La construction du réacteur expérimental baptisé TMSR-LF1 de 2 mégawatts a été lancée en 2018 dans le désert proche de la ville de Wuwei dans la province du Gansu au nord-ouest du pays. Et sa mise en service s’est faite en 2023.

Ce réacteur a pu être facilement installé dans une zones désertique car il n’a pas besoin de grandes quantités d’eau. Il est refroidi par du sel fondu. Le thorium est utilisé sous une forme liquide dissous dans du sel fondu entre 600 et 900°C. Le sel joue à la fois le rôle de caloporteur et de barrière de confinement. Le sel liquide diffuse la chaleur, refroidit le processus de réaction et permet de se passer d’un système de refroidissement avec de l’eau à haute pression. En cas d’accident, si le combustible est exposé à l’air, il se refroidit rapidement et devient solide.
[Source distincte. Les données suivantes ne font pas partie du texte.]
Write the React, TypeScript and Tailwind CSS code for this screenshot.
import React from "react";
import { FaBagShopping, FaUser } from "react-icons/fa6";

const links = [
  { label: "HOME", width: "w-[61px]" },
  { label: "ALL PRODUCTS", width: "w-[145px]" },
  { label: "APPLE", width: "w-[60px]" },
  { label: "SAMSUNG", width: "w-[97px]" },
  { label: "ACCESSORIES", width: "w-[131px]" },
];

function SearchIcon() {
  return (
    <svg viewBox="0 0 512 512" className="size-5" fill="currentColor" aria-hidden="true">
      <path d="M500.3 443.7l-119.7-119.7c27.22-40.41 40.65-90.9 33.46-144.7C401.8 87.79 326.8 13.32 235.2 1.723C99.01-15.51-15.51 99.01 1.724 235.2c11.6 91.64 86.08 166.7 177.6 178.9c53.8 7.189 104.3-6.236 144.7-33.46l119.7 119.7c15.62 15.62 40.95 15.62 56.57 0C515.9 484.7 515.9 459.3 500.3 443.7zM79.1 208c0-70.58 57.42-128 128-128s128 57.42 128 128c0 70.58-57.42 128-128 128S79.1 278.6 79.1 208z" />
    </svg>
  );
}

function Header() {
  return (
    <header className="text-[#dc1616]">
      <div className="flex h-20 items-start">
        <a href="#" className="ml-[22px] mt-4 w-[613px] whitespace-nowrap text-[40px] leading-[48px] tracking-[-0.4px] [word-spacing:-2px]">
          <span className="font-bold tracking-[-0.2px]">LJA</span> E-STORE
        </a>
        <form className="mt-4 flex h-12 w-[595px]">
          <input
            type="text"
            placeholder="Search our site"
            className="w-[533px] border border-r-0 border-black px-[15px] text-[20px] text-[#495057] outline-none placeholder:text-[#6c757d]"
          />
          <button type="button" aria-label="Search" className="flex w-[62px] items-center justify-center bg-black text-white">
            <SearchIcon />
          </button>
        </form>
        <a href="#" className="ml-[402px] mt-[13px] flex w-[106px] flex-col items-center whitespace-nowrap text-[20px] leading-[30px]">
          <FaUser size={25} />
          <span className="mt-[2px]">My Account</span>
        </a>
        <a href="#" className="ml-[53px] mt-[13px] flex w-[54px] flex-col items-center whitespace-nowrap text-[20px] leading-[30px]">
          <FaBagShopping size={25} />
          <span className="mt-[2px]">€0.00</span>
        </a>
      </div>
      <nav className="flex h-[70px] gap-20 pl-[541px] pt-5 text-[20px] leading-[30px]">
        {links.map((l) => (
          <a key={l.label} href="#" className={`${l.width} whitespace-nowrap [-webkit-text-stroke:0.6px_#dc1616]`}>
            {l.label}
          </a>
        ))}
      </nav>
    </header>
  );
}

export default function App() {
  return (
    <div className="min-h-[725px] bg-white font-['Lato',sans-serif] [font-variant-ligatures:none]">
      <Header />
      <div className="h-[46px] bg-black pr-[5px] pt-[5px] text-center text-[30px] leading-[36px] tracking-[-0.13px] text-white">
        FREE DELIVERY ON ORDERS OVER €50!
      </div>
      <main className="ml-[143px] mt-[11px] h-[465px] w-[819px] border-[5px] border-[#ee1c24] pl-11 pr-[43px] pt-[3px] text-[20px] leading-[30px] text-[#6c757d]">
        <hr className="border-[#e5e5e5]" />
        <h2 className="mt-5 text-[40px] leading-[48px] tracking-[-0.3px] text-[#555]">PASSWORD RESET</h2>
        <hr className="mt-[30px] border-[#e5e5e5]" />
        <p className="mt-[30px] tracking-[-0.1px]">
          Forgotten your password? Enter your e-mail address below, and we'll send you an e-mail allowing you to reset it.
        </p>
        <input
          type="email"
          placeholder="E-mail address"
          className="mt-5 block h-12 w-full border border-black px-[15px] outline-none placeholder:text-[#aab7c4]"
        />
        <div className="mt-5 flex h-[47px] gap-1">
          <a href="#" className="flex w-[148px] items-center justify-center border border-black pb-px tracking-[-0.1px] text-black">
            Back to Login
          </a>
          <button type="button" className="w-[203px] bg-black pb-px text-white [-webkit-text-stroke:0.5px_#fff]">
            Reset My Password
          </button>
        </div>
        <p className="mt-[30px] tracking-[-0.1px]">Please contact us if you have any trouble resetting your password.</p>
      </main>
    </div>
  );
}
Le réacteur nucléaire au thorium à sels fondus offre ainsi théoriquement de très nombreux avantages. Celui de la puissance et de l’abondance de l’électricité nucléaire sans avoir de dimension militaire, en offrant une plus grande sécurité, sans consommer d’eau pour le refroidir et sans avoir à gérer ensuite de grandes quantités de déchets radioactifs provenant de la fission des atomes d’uranium ou de plutonium. Non seulement, le thorium est abondant, mais pour être utilisé dans un réacteur, il n’a pas besoin d’un long processus d’enrichissement. Cette technologie a commencé à être étudiée à la fin des années 1940. Elle a été délaissée faute de financements même si plusieurs expérimentations ont été menées dans les années 1960 et 1970 et même au cours des dernières années, aux Etats-Unis, en Russie, en Asie et en Europe. Aux Pays-Bas, un projet d’évaluation a même été lancé en 2017. Mais c’est la Chine qui est de loin… la plus avancée. Elle construit aujourd’hui un autre réacteur au thorium et à sels fondus d’une puissance de 100 MW cette fois dans le désert de Gobi. Il devrait être opérationnel en 2035.